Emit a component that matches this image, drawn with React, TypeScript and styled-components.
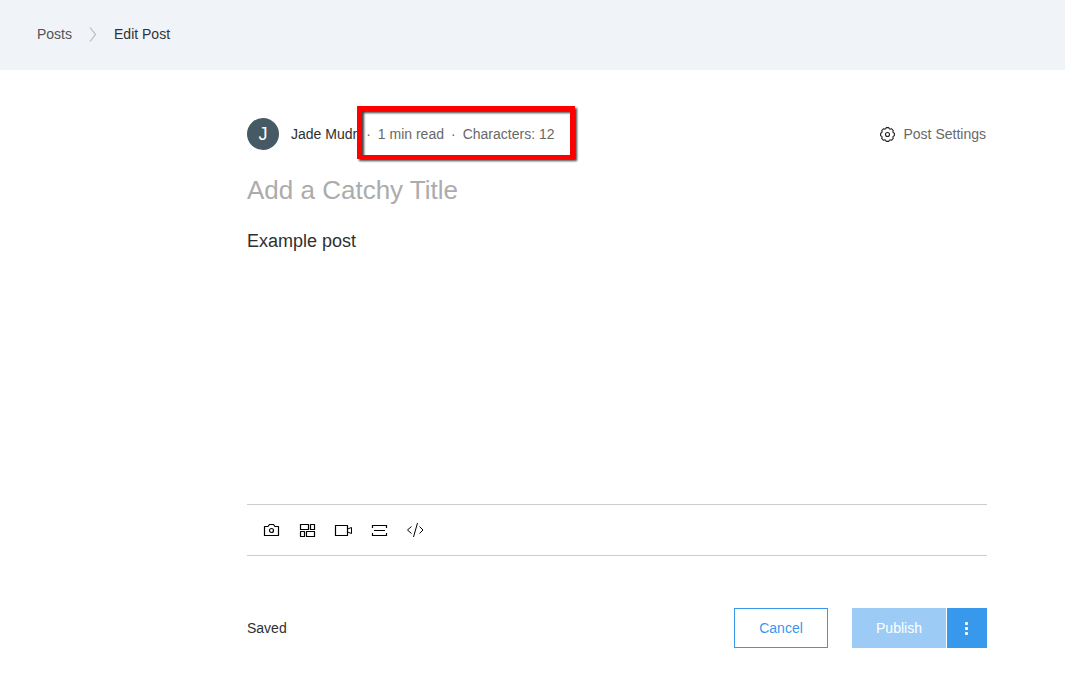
import React, { useState } from "react";
import styled, { createGlobalStyle } from "styled-components";

const GlobalStyle = createGlobalStyle`
  *, *::before, *::after { box-sizing: border-box; }
  body {
    margin: 0;
    background: #ffffff;
    color: #2d3033;
    font-family: "Liberation Sans", Arial, sans-serif;
    font-size: 14px;
    line-height: 20px;
  }
  button, input, textarea { font: inherit; color: inherit; }
`;

const Header = styled.header`
  background: #f0f3f8;
  padding: 24px 37px 26px;
`;

const Crumbs = styled.nav`
  display: flex;
  align-items: center;
  gap: 16px;
`;

const CrumbLink = styled.a`
  color: #505457;
  text-decoration: none;
`;

const CrumbCurrent = styled.span`
  color: #2f3336;
`;

const Main = styled.main`
  padding: 48px 78px 27px 247px;
`;

const Row = styled.div`
  display: flex;
  align-items: center;
  justify-content: space-between;
`;

const Byline = styled.div`
  display: flex;
  align-items: center;
  white-space: nowrap;
`;

const Avatar = styled.span`
  display: flex;
  align-items: center;
  justify-content: center;
  width: 32px;
  height: 32px;
  margin-right: 12px;
  border-radius: 50%;
  background: #455a64;
  color: #ffffff;
  font-size: 18px;
`;

const Author = styled.span`
  margin-right: 9px;
`;

const Stats = styled.div`
  position: relative;
  display: flex;
  gap: 7px;
  color: #686868;

  &::after {
    content: "";
    position: absolute;
    top: -18px;
    right: -21px;
    bottom: -15px;
    left: -9px;
    border: 5px solid #ff0000;
    border-bottom-width: 4px;
    filter: drop-shadow(2px 2px 1px rgba(0, 0, 0, 0.75));
    pointer-events: none;
  }
`;

const TextButton = styled.button`
  display: flex;
  align-items: center;
  gap: 8px;
  padding: 0 1px 0 0;
  border: 0;
  background: none;
  color: #686868;
  cursor: pointer;

  svg { color: #222222; }
`;

const TitleInput = styled.input`
  display: block;
  width: 100%;
  height: 32px;
  margin-top: 24px;
  padding: 0;
  border: 0;
  outline: 0;
  background: none;
  font-size: 26px;
  line-height: 32px;

  &::placeholder { color: #acacac; opacity: 1; }
`;

const BodyInput = styled.textarea`
  display: block;
  width: 100%;
  margin-top: 23px;
  padding: 0;
  border: 0;
  outline: 0;
  resize: none;
  overflow: hidden;
  background: none;
  font-size: 18px;
  line-height: 25px;
`;

const Toolbar = styled.div`
  display: flex;
  padding: 7px 6px;
  border: solid #cccccc;
  border-width: 1px 0;
`;

const ToolButton = styled.button`
  display: flex;
  align-items: center;
  justify-content: center;
  width: 36px;
  height: 36px;
  padding: 0;
  border: 0;
  background: none;
  color: #000000;
  cursor: pointer;
`;

const Footer = styled.footer`
  display: flex;
  align-items: center;
  justify-content: space-between;
  margin-top: 52px;
`;

const Actions = styled.div`
  display: flex;
  gap: 24px;
`;

const SplitButton = styled.div`
  display: flex;
  gap: 1px;
`;

const Button = styled.button<{ $kind: "outline" | "muted" | "solid"; $narrow?: boolean }>`
  display: flex;
  align-items: center;
  justify-content: center;
  width: ${(p) => (p.$narrow ? 40 : 94)}px;
  height: 40px;
  padding: 0;
  border: ${(p) => (p.$kind === "outline" ? "1px solid #3899ec" : "0")};
  background: ${(p) => ({ outline: "#ffffff", muted: "#9cccf6", solid: "#3899ec" })[p.$kind]};
  color: ${(p) => (p.$kind === "outline" ? "#3899ec" : "#ffffff")};
  cursor: pointer;
`;

const Icon = ({ size = 18, children }: { size?: number; children: React.ReactNode }) => (
  <svg width={size} height={size} viewBox={`0 0 ${size} ${size}`} fill="none" stroke="currentColor" aria-hidden="true">
    {children}
  </svg>
);

const tools = [
  {
    label: "Add image",
    art: (
      <>
        <path d="M2.5 14.5V5.5H6L7.5 3.5H11.5L13 5.5H16.5V14.5Z" strokeWidth="1.2" strokeLinejoin="round" />
        <circle cx="9.5" cy="9.5" r="2" strokeWidth="1.2" />
      </>
    ),
  },
  {
    label: "Add gallery",
    art: (
      <path
        d="M2.5 3.5h8v5h-8zM12.5 3.5h4v5h-4zM2.5 10.5h4v5h-4zM8.5 10.5h8v5h-8z"
        strokeWidth="1.2"
        strokeLinejoin="round"
      />
    ),
  },
  {
    label: "Add video",
    art: (
      <>
        <path d="M1.5 4.5h12v10h-12z" strokeWidth="1.2" strokeLinejoin="round" />
        <path d="M13.5 8L17.5 6.5V12.5L13.5 11" />
      </>
    ),
  },
  {
    label: "Add divider",
    art: <path d="M2.5 7V4.5H16.5V7M4 9.5H15M2.5 12V14.5H16.5V12" strokeWidth="1.2" />,
  },
  {
    label: "Add HTML",
    art: <path d="M5.5 5.5L1.5 9L5.5 12.5M11.5 2L7.5 16M13.5 5.5L17 9L13.5 12.5" />,
  },
];

export default function App() {
  const [title, setTitle] = useState("");
  const [body, setBody] = useState("Example post");

  return (
    <>
      <GlobalStyle />
      <Header>
        <Crumbs aria-label="Breadcrumb">
          <CrumbLink href="#posts">Posts</CrumbLink>
          <svg width="10" height="16" viewBox="0 0 10 16" fill="none" stroke="#b8bbbe" strokeWidth="1.2" aria-hidden="true">
            <path d="M2 1.5L7.5 8.5L2 15.5" />
          </svg>
          <CrumbCurrent aria-current="page">Edit Post</CrumbCurrent>
        </Crumbs>
      </Header>
      <Main>
        <Row>
          <Byline>
            <Avatar>J</Avatar>
            <Author>Jade Mudr</Author>
            <Stats>
              <span>·</span>
              <span>1 min read</span>
              <span>·</span>
              <span>Characters: {body.length}</span>
            </Stats>
          </Byline>
          <TextButton type="button">
            <Icon size={16}>
              <path
                d="M14.4 7.2V9.8Q12.1 10.4 13.3 12.4L11.4 14.3Q9.4 13.1 8.8 15.4H6.2Q5.6 13.1 3.6 14.3L1.7 12.4Q2.9 10.4 .6 9.8V7.2Q2.9 6.6 1.7 4.6L3.6 2.7Q5.6 3.9 6.2 1.6H8.8Q9.4 3.9 11.4 2.7L13.3 4.6Q12.1 6.6 14.4 7.2Z"
                strokeWidth="1.1"
                strokeLinejoin="round"
              />
              <circle cx="7.5" cy="8.5" r="2" strokeWidth="1.1" />
            </Icon>
            Post Settings
          </TextButton>
        </Row>
        <TitleInput
          aria-label="Post title"
          placeholder="Add a Catchy Title"
          value={title}
          onChange={(e) => setTitle(e.target.value)}
        />
        <BodyInput
          aria-label="Post content"
          rows={11}
          spellCheck={false}
          value={body}
          onChange={(e) => setBody(e.target.value)}
        />
        <Toolbar role="toolbar" aria-label="Insert">
          {tools.map((t) => (
            <ToolButton key={t.label} type="button" aria-label={t.label}>
              <Icon>{t.art}</Icon>
            </ToolButton>
          ))}
        </Toolbar>
        <Footer>
          <span>Saved</span>
          <Actions>
            <Button type="button" $kind="outline">Cancel</Button>
            <SplitButton>
              <Button type="button" $kind="muted">Publish</Button>
              <Button type="button" $kind="solid" $narrow aria-label="More actions">
                <svg width="4" height="13" viewBox="0 0 4 13" fill="currentColor" aria-hidden="true">
                  <rect width="3" height="3" rx="1" />
                  <rect y="5" width="3" height="3" rx="1" />
                  <rect y="10" width="3" height="3" rx="1" />
                </svg>
              </Button>
            </SplitButton>
          </Actions>
        </Footer>
      </Main>
    </>
  );
}
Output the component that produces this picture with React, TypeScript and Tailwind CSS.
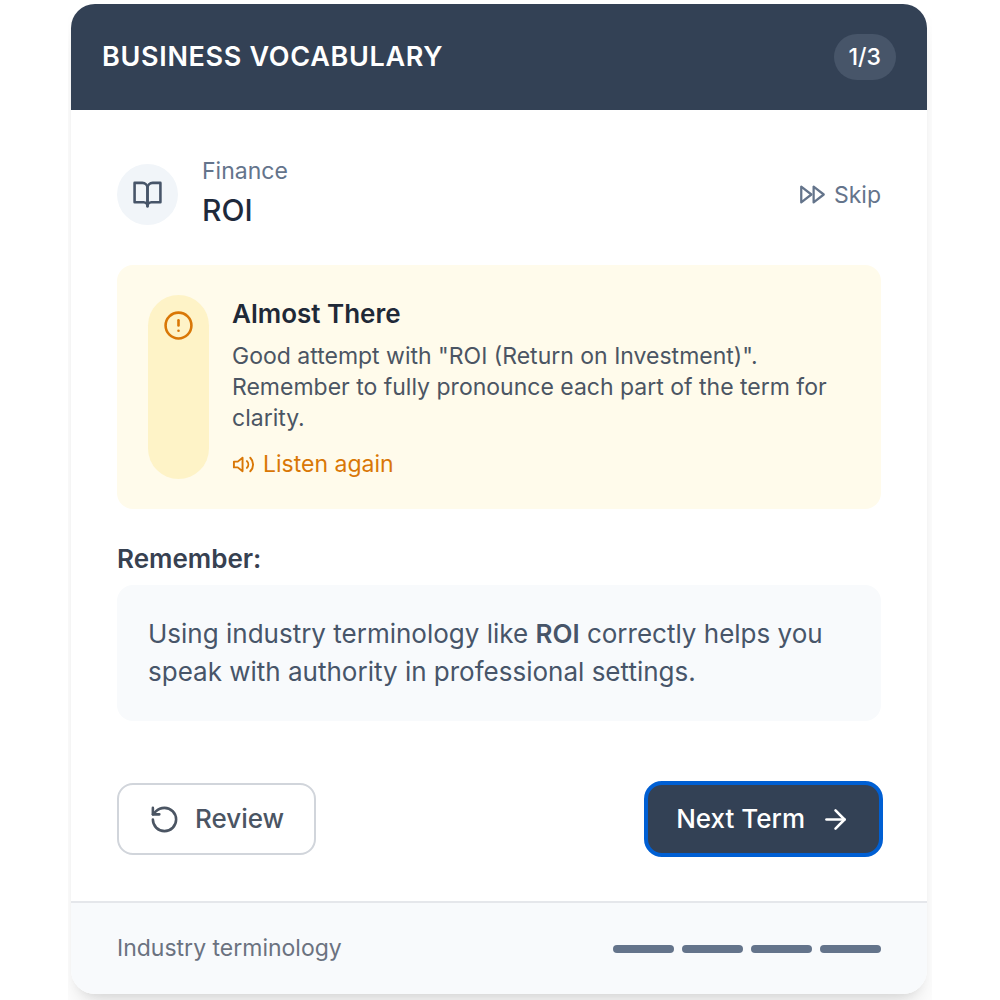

☆ ☆ ☆ ☆ ☆

◆ TASK STATEMENT:
Scan the entries above for the word "image" and collect each line holding it.

◆ FINISHED TASK:
Emit a component that matches this image, drawn with React, TypeScript and styled-components.
    label: "Add image",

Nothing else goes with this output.